To address this problem, Notice 2011-36 described and requested comments on a possible “look-back/stability period safe harbor.” An expanded version of this safe harbor was included in proposed regulations, under which an employer would not incur a penalty for failing to make an offer of group health plan coverage—or, more accurately, an offer of “minimum essential coverage under an eligible employer-sponsored plan”—to “new variable hour employees,” among others, during a “measurement period” of up to 12 months. The final regulations retained the safe harbor, which is now referred to as the “look-back measurement method.”
One of the categories of employees to whom the look-back measurement method may be applied is “new variable hour” employees. The final regulations define the term “variable hour employee” to mean:
“[A]n employee if, based on the facts and circumstances at the employee’s start date, the applicable large employer member cannot determine whether the employee is reasonably expected to be employed on average at least 30 hours of service per week during the initial measurement period because the employee’s hours are variable or otherwise uncertain.”
In an effort to assist employers to determine variable hour status, the final regulations require employers to apply a set of factors, which include, but are not limited to—
- Whether the employee is replacing an employee who was a full-time employee or a variable hour employee;
- The extent to which the hours of service of employees in the same or comparable positions have actually varied above and below an average of 30 hours of service per week during recent measurement periods; and
- Whether the job was advertised, or otherwise communicated to the new employee or otherwise documented (for example, through a contract or job description) as requiring hours of service that would average at least 30 hours of service per week, less than 30 hours of service per week, or may vary above and below an average of 30 hours of service per week.
According to the final regulations, “these factors are only relevant for a particular new employee if the employer has no reason to anticipate that the facts and circumstances related to that new employee will be different.” No single factor is determinative, and an employer may not take into account the likelihood that the employee may terminate employment before the end of the initial measurement period.
Where an employee is hired by a staffing firm for temporary placement at an unrelated entity the final regulations prescribe the following additional factors:
- Whether employees, as part of their continuing employment with the temporary staffing firm, retain the right to reject assignments;
- Whether other employees in the same position of employment with the temporary staffing firm typically have periods during which no offer of temporary placement is made;
- Whether other employees in the same position of employment with the temporary staffing firm typically are offered temporary placements for differing periods of time; and
- Whether other employees in the same position of employment with the temporary staffing firm typically are offered temporary placements that do not extend beyond 13 weeks.

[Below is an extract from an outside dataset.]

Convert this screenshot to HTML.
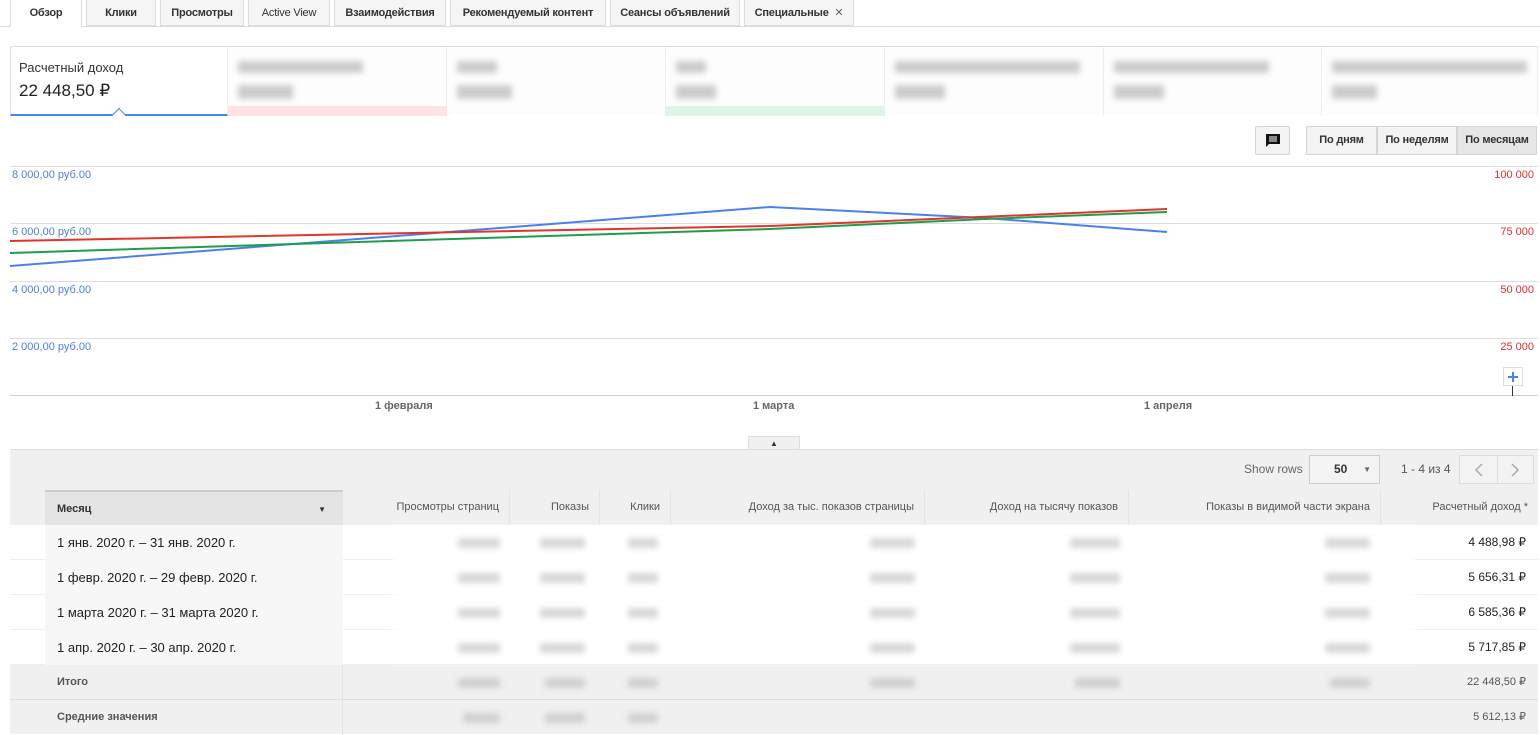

While the method established by the final regulations for determining which employees are variable hour employees looks eminently reasonable on its face, it also raises a number of questions. Here are some:
(1) What is the difference between the “same or comparable positions” and “the same position”?
There is a curious difference between the two sets of factors: the first, general set of factors refers to “the same or comparable positions,” while the second, limited set of factors refers and applies to “the same position of employment.” It is not clear what this difference is intended to accomplish (or even if it was intentional). For example, if a staffing firm has a number of verticals (e.g., general staffing/light industrial, IT, finance and health care) must it apply the staffing firm factors vertical-by-vertical, or could it apply the factors on some other basis (e.g., by client)?
(2) How many factors must be present?
Examples included in the final regulations include a clear majority, i.e., three out of four in the staffing context. Will two out of four do? And is one out of four too aggressive?
(3) What are the “other” factors that the final regulations refer to?
The final regulations refer to other factors that may apply, but neither the preamble nor the rule itself gives any indication of what they might be.
(4) Is one factor more important than others?
In the temporary staffing context, could regulators give greater weight to the “13-week” factor? Possibly, but wouldn’t that effectively conflict with the rule that says no one factor will be viewed as determinative?
(5) What weight should we accord the term “typically” in the second set of factors?
On the one hand, the final regulations tell us that an employer may not take into account the likelihood that the employee may terminate employment before the end of the initial measurement period. On the other hand, the rule clearly allows new employees to be classified as variable hour based on the historical tenure of employees in the same position. Is this a contradiction, or simply a recognition that employers should be able to reasonably determine the variable hour status of a particular employee based on what the employer knows about the position to which that employee will be assigned?